Rating: 0 out of 5 posted Friday-Mar-26-2010 at 00:04
kidtronic a part-time user from canada writes:
Love it for the kick and snap. My favorite is ganging the outputs of 5 channels of a TR-808 to drive the 5 simmons voices and mixing the tr-808 and the sdsV for a wild slamming sound. This is no antique! Tweakable and a unique professional sound. Lovely.

Rating: 5 out of 5 posted Sunday-May-15-2005 at 19:09
Jesper a hobbyist user from Malmö, Sweden writes:

I own a 6 cards version of the SDS-V including the rare Cymbal card. Mine was pre-fitted with a DB15-contact on the empty panel when I bought it and I found out just recently that it was controllable through the Kenton line of midiconverters. I soldered a cable and after some fiddling around it works. No velocity sensitivity though (but Kenton do have a retro-fit available) but I don't really care. The contact was there and I already had two Kenton-converters which didn't make use of the Kadi-port so...

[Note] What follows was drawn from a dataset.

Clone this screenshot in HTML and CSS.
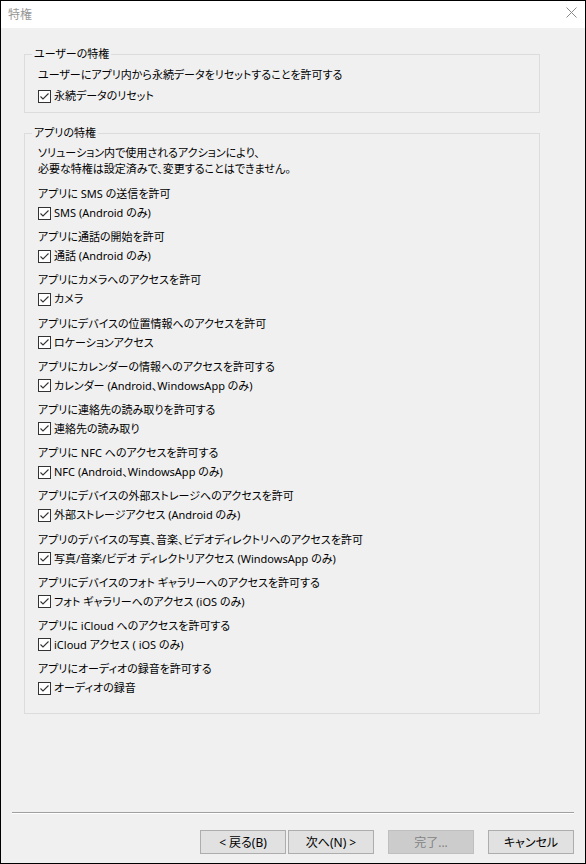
FILE: index.html
```html
<!DOCTYPE html>
<html lang="ja">
<head>
    <meta charset="UTF-8">
    <title>特権</title>
    <link rel="stylesheet" href="styles.css">
</head>
<body>
    <div class="window">
        <div class="titlebar">
            <span class="title">特権</span>
            <svg class="close" width="11" height="11" viewBox="0 0 11 11">
                <path d="M0.5 0.5 L10.5 10.5 M10.5 0.5 L0.5 10.5" stroke="#8a8a8a" stroke-width="1" fill="none"/>
            </svg>
        </div>

        <div class="content">
            <fieldset class="group group-user">
                <legend>ユーザーの特権</legend>
                <div class="perm-label">ユーザーにアプリ内から永続データをリセットすることを許可する</div>
                <label class="check">
                    <svg class="box" width="13" height="13" viewBox="0 0 13 13"><rect x="0.5" y="0.5" width="12" height="12" fill="#fff" stroke="#333"/><path d="M2.5 6.5 L5 9 L10.5 3.5" stroke="#333" stroke-width="1.1" fill="none"/></svg>
                    永続データのリセット
                </label>
            </fieldset>

            <fieldset class="group group-app">
                <legend>アプリの特権</legend>
                <div class="note">ソリューション内で使用されるアクションにより、<br>必要な特権は設定済みで、変更することはできません。</div>
                <div class="perm-list" id="permList"></div>
            </fieldset>
        </div>

        <div class="footer">
            <div class="separator"></div>
            <div class="buttons">
                <button class="btn btn-back">&lt; 戻る(B)</button>
                <button class="btn btn-next">次へ(N) &gt;</button>
                <button class="btn btn-finish" disabled>完了...</button>
                <button class="btn btn-cancel">キャンセル</button>
            </div>
        </div>
    </div>

    <script>
        const perms = [
            ['アプリに SMS の送信を許可', 'SMS (Android のみ)'],
            ['アプリに通話の開始を許可', '通話 (Android のみ)'],
            ['アプリにカメラへのアクセスを許可', 'カメラ'],
            ['アプリにデバイスの位置情報へのアクセスを許可', 'ロケーションアクセス'],
            ['アプリにカレンダーの情報へのアクセスを許可する', 'カレンダー (Android、WindowsApp のみ)'],
            ['アプリに連絡先の読み取りを許可する', '連絡先の読み取り'],
            ['アプリに NFC へのアクセスを許可する', 'NFC (Android、WindowsApp のみ)'],
            ['アプリにデバイスの外部ストレージへのアクセスを許可', '外部ストレージアクセス (Android のみ)'],
            ['アプリのデバイスの写真、音楽、ビデオディレクトリへのアクセスを許可', '写真/音楽/ビデオ ディレクトリアクセス (WindowsApp のみ)'],
            ['アプリにデバイスのフォト ギャラリーへのアクセスを許可する', 'フォト ギャラリーへのアクセス (iOS のみ)'],
            ['アプリに iCloud へのアクセスを許可する', 'iCloud アクセス ( iOS のみ)'],
            ['アプリにオーディオの録音を許可する', 'オーディオの録音']
        ];

        const box = document.querySelector('.group-user .box').outerHTML;
        const list = document.getElementById('permList');
        perms.forEach(p => {
            const item = document.createElement('div');
            item.className = 'perm';
            item.innerHTML = '<div class="perm-label"></div><label class="check">' + box + '<span></span></label>';
            item.querySelector('.perm-label').textContent = p[0];
            item.querySelector('.check span').textContent = p[1];
            list.appendChild(item);
        });
    </script>
</body>
</html>
```

FILE: styles.css
```css
body {
    margin: 0;
    font-family: "Noto Sans", "Noto Sans CJK JP", sans-serif;
    font-size: 11px;
    font-feature-settings: "palt";
    color: #000;
}
.window {
    box-sizing: border-box;
    height: 864px;
    border: 1px solid #000;
    background: #f0f0f0;
    display: flex;
    flex-direction: column;
}
.titlebar {
    height: 27px;
    background: #fff;
    display: flex;
    align-items: center;
    justify-content: space-between;
    padding: 0 8px 0 7px;
}
.title {
    color: #999;
    font-size: 12px;
    line-height: 16px;
}
.close {
    display: block;
    margin-top: -4px;
}
.content {
    flex: 1;
    padding: 18px 0 0 23px;
}
.group {
    width: 516px;
    min-width: 0;
    box-sizing: border-box;
    margin: 0;
    border: 1px solid #dcdcdc;
    padding: 4px 13px 7px;
}
.group legend {
    margin-left: -6px;
    padding: 0 2px;
    line-height: 16px;
}
.group + .group {
    margin-top: 12px;
}
.group-app {
    padding-bottom: 16px;
}
.perm-label {
    line-height: 18px;
}
.check {
    display: flex;
    align-items: center;
    gap: 3px;
    line-height: 18px;
    margin-top: 1px;
}
.group-user .check {
    margin-top: 3px;
}
.box {
    display: block;
    flex: none;
}
.note {
    line-height: 16px;
}
.perm-list {
    margin-top: 8px;
}
.perm {
    margin-bottom: 6.2px;
}
.perm:last-child {
    margin-bottom: 0;
}
.footer {
    padding: 0 11px 9px;
}
.separator {
    border-top: 1px solid #a0a0a0;
    border-bottom: 1px solid #fff;
    margin-bottom: 16px;
}
.buttons {
    display: flex;
    justify-content: flex-end;
}
.btn {
    width: 86px;
    height: 24px;
    box-sizing: border-box;
    margin-left: 14px;
    padding: 0;
    border: 1px solid #adadad;
    background: #e1e1e1;
    font: inherit;
    font-size: 12px;
    color: #000;
}
.btn-next {
    margin-left: 2px;
}
.btn:disabled {
    background: #cccccc;
    border-color: #bfbfbf;
    color: #838383;
}
```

Now, I'm not just a happy SDS-V owner, I'm a happy SDS-V owner WITH ability to midi-control my darling!

electronically yours, jesper

Rating: 5 out of 5 posted Tuesday-Jan-08-2002 at 06:11
percussion boy a hobbyist user from USA writes:
One clarification to my post below: ALL Simmons Vs have unusual XLR wiring (manual says pin 2 is hot, pins 1 & 3 are ground), and I think ALL Simmons Vs have the little plastic pieces that get loose sometimes. (I believe you can just look at where the rest of these spacers are inside the unit, and snap the loose one back in the same way.) My first post made it sound like these issues only relate to the Gutman-modified Simmons, but that's not true.

posted Sunday-Sep-24-2000 at 16:59
percussion boy a hobbyist user from USA writes:
There seems to be a shortage of info on Simmons nowadays. Here goes:

The SDS V is a rackmount case that contains up to 7 monophonic analog synths, each on its own card. The case has a simple mixer and various ins and outs to trigger the synths from drum pads or audio, such as a click.

The synths are designed to make different kinds of analog drum sounds; they do this well but are pretty much useless for anything else, since there's no MIDI and I don't think the trigger ins can precisely vary pitch by voltage. In other words, you can't really play tunes on one of the synths.

There are different kinds of synth cards marked "bass," "snare," etc.. Each card has six knobs and is very flexible soundwise, but does not have standard parameters -- So for example, you have a knob for controlling noise generator level, but no way to set the filter cutoff. There are four memories for each card: One preset, one adjusted by the knobs, and two adjusted by little screws (!).

The low end, noise generation, and attack of the SDSV are great, and of course you can use the individual trigger ins to layer the sounds with your sample-based drum machine.

There are Simmons Vs around that have been modified by Vince Gutman; these work fine and were used by pros in the 80s. Note that the XLR pad inputs use a different wiring scheme than on some other instruments. Also note there is a tiny flat plastic piece for each card which sometimes shakes loose inside the case and causes the synth card not to work right.

The SDSV is all analog. The SDS7, intended as the top-of-the-line replacement for the SDSV, is part analog, part sampled sounds on EPROMS. There was a Simmons PROM-blower for making your own sounds. The MTM was a trigger-MIDI converter with extras for the Simmons drum modules.